The Network also promotes the work of race-baiter Reni Eddo-Lodge, using her writing to tell clients not to seek consensus solutions to racism because that “runs the risk… of trying to ‘prioritize white feelings.’” Read that again: the British state paid a charity, with taxpayer money, to urge public bodies to ignore the opinions of native Britons, the very Britons paying that charity in the first place. What generated more anti-establishment fury: that, or a few pounds to fund a think tank. Not everything need be measured with money, either. Last fall’s NHS report extolling the “benefits” of first-cousin marriage didn’t have a price tag on it, but it is precisely the kind of thing that leads to populism. The report said that it wanted to help people “make informed decisions without stigmatizing certain communities and cultural traditions.” The bureaucrat who wrote it did more to radicalize the public against the status quo than any think tank paper ever could.
Byrne’s plan is not the product of serious thought about what is destabilizing his country. It is the product of desperation, a response to a rising political tide that repeated attempts at censorship have failed to stop. Byrne’s fix for the same predicament is to blame the money. When the populists can’t be shamed into silence and can’t be arrested into acquiescence, one can always search for the shadowy financiers who must surely be responsible for this irrational revolt. It is an old tradition. It is also a losing one.

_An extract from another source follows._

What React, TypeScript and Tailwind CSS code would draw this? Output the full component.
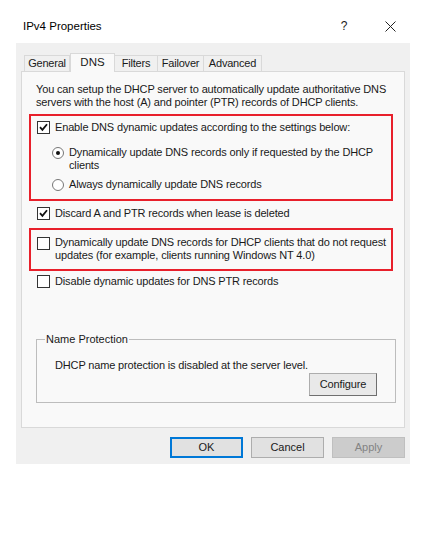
import React from 'react';

const font = { fontFamily: '"Liberation Sans", Arial, sans-serif' };

function CheckBox({ checked }: { checked?: boolean }) {
  return (
    <span className="flex h-[13px] w-[13px] shrink-0 items-center justify-center border border-[#333333] bg-white">
      {checked && (
        <svg width="9" height="9" viewBox="0 0 9 9">
          <path d="M1 4.2 L3.4 6.8 L8 1.2" fill="none" stroke="#111" strokeWidth="1.8" />
        </svg>
      )}
    </span>
  );
}

function Radio({ checked }: { checked?: boolean }) {
  return (
    <span className="flex h-[12px] w-[12px] shrink-0 items-center justify-center rounded-full border border-[#777777] bg-white">
      {checked && <span className="h-[4px] w-[4px] rounded-full bg-[#111]" />}
    </span>
  );
}

const tabs = [
  { label: 'General', w: 'w-[46px]' },
  { label: 'DNS', w: 'w-[45px]' },
  { label: 'Filters', w: 'w-[43px]' },
  { label: 'Failover', w: 'w-[46px]' },
  { label: 'Advanced', w: 'w-[58px]' },
];

export default function App() {
  return (
    <div className="h-[540px] w-[424px] bg-white text-[11px] leading-[13px] text-[#1a1a1a]" style={font}>
      <div className="ml-[16px] w-[394px]">
        {/* Title bar */}
        <div className="flex h-[43px] items-start pt-[20px]">
          <span className="ml-[7px] text-[11.5px] text-black">IPv4 Properties</span>
          <span className="ml-auto w-[12px] text-center text-[12px]">?</span>
          <svg className="ml-[35px] mr-[14px] mt-[1px]" width="11" height="11" viewBox="0 0 11 11">
            <path d="M0.5 0.5 L10.5 10.5 M10.5 0.5 L0.5 10.5" stroke="#222" strokeWidth="1" />
          </svg>
        </div>

        {/* Body */}
        <div className="h-[421px] bg-[#f0f0f0] px-[5px] pt-[9px]">
          {/* Tabs */}
          <div className="flex h-[19px] items-end pl-[3px]">
            {tabs.map(t =>
              t.label === 'DNS' ? (
                <div
                  key={t.label}
                  className={`relative z-10 -mb-px flex h-[19px] ${t.w} items-start justify-center border border-b-0 border-[#d9d9d9] bg-[#f9f9f9] pt-[2px] text-[11.5px]`}
                >
                  {t.label}
                </div>
              ) : (
                <div
                  key={t.label}
                  className={`flex h-[16px] ${t.w} items-center justify-center border border-b-0 border-l-0 border-[#d9d9d9] first:border-l bg-[#f0f0f0] text-[11px] tracking-[-0.2px]`}
                >
                  {t.label}
                </div>
              )
            )}
          </div>

          {/* Panel */}
          <div className="h-[357px] border border-[#d9d9d9] bg-[#f9f9f9] pt-[11px]">
            <p className="ml-[14px] tracking-[-0.15px]">
              You can setup the DHCP server to automatically update authoritative DNS
              <br />
              servers with the host (A) and pointer (PTR) records of DHCP clients.
            </p>

            <div className="ml-[7px] mt-[5px] h-[87px] w-[364px] border-2 border-[#e8202b] pt-[5px]">
              <label className="ml-[6px] flex items-center gap-[5px]">
                <CheckBox checked />
                <span className="tracking-[-0.15px]">Enable DNS dynamic updates according to the settings below:</span>
              </label>
              <label className="ml-[21px] mt-[12px] flex items-start gap-[5px]">
                <span className="pt-[1px]"><Radio checked /></span>
                <span className="tracking-[-0.15px]">
                  Dynamically update DNS records only if requested by the DHCP
                  <br />
                  clients
                </span>
              </label>
              <label className="ml-[21px] mt-[6px] flex items-center gap-[5px]">
                <Radio />
                <span className="tracking-[-0.15px]">Always dynamically update DNS records</span>
              </label>
            </div>

            <label className="ml-[15px] mt-[6px] flex items-center gap-[5px]">
              <CheckBox checked />
              <span className="tracking-[-0.15px]">Discard A and PTR records when lease is deleted</span>
            </label>

            <div className="ml-[7px] mt-[8px] h-[43px] w-[364px] border-2 border-[#e8202b] pt-[6px]">
              <label className="ml-[6px] flex items-start gap-[5px]">
                <span className="pt-[1px]"><CheckBox /></span>
                <span className="tracking-[-0.15px]">
                  Dynamically update DNS records for DHCP clients that do not request
                  <br />
                  updates (for example, clients running Windows NT 4.0)
                </span>
              </label>
            </div>

            <label className="ml-[15px] mt-[4px] flex items-center gap-[5px]">
              <CheckBox />
              <span className="tracking-[-0.15px]">Disable dynamic updates for DNS PTR records</span>
            </label>

            <fieldset className="ml-[14px] mt-[45px] h-[70px] w-[360px] border border-[#bdbdbd] px-[18px] pb-0 pt-[13px]">
              <legend className="-ml-[10px] px-[1px]">Name Protection</legend>
              <p className="tracking-[-0.15px]">DHCP name protection is disabled at the server level.</p>
              <div className="mt-[1px] flex justify-end">
                <button className="h-[23px] w-[68px] border border-[#adadad] border-b-[#6f6f6f] border-r-[#6f6f6f] bg-[#e9e9e9] text-[11px] tracking-[-0.15px]">
                  Configure
                </button>
              </div>
            </fieldset>
          </div>

          {/* Bottom buttons */}
          <div className="mt-[9px] flex justify-end gap-[8px]">
            <button className="h-[21px] w-[73px] border-2 border-[#0078d7] bg-[#e1e1e1] text-[11px]">OK</button>
            <button className="h-[21px] w-[73px] border border-[#adadad] bg-[#e1e1e1] text-[11px]">Cancel</button>
            <button className="h-[21px] w-[73px] border border-[#bfbfbf] bg-[#cccccc] text-[11px] text-[#838383]">Apply</button>
          </div>
        </div>
      </div>
    </div>
  );
}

British political turmoil isn’t being created out of nothing by right-wing TV stations, by Reform, or even by compelling Spectator articles. It’s created every time a migrant criminal evades deportation, every time a grooming gang is exposed, every time a church closes so a mosque can open. For a great many Britons, it’s created every time they step outside and see what their country is becoming. The supply side of populism is real – it’s a supply politicians such as Byrne have spent decades creating.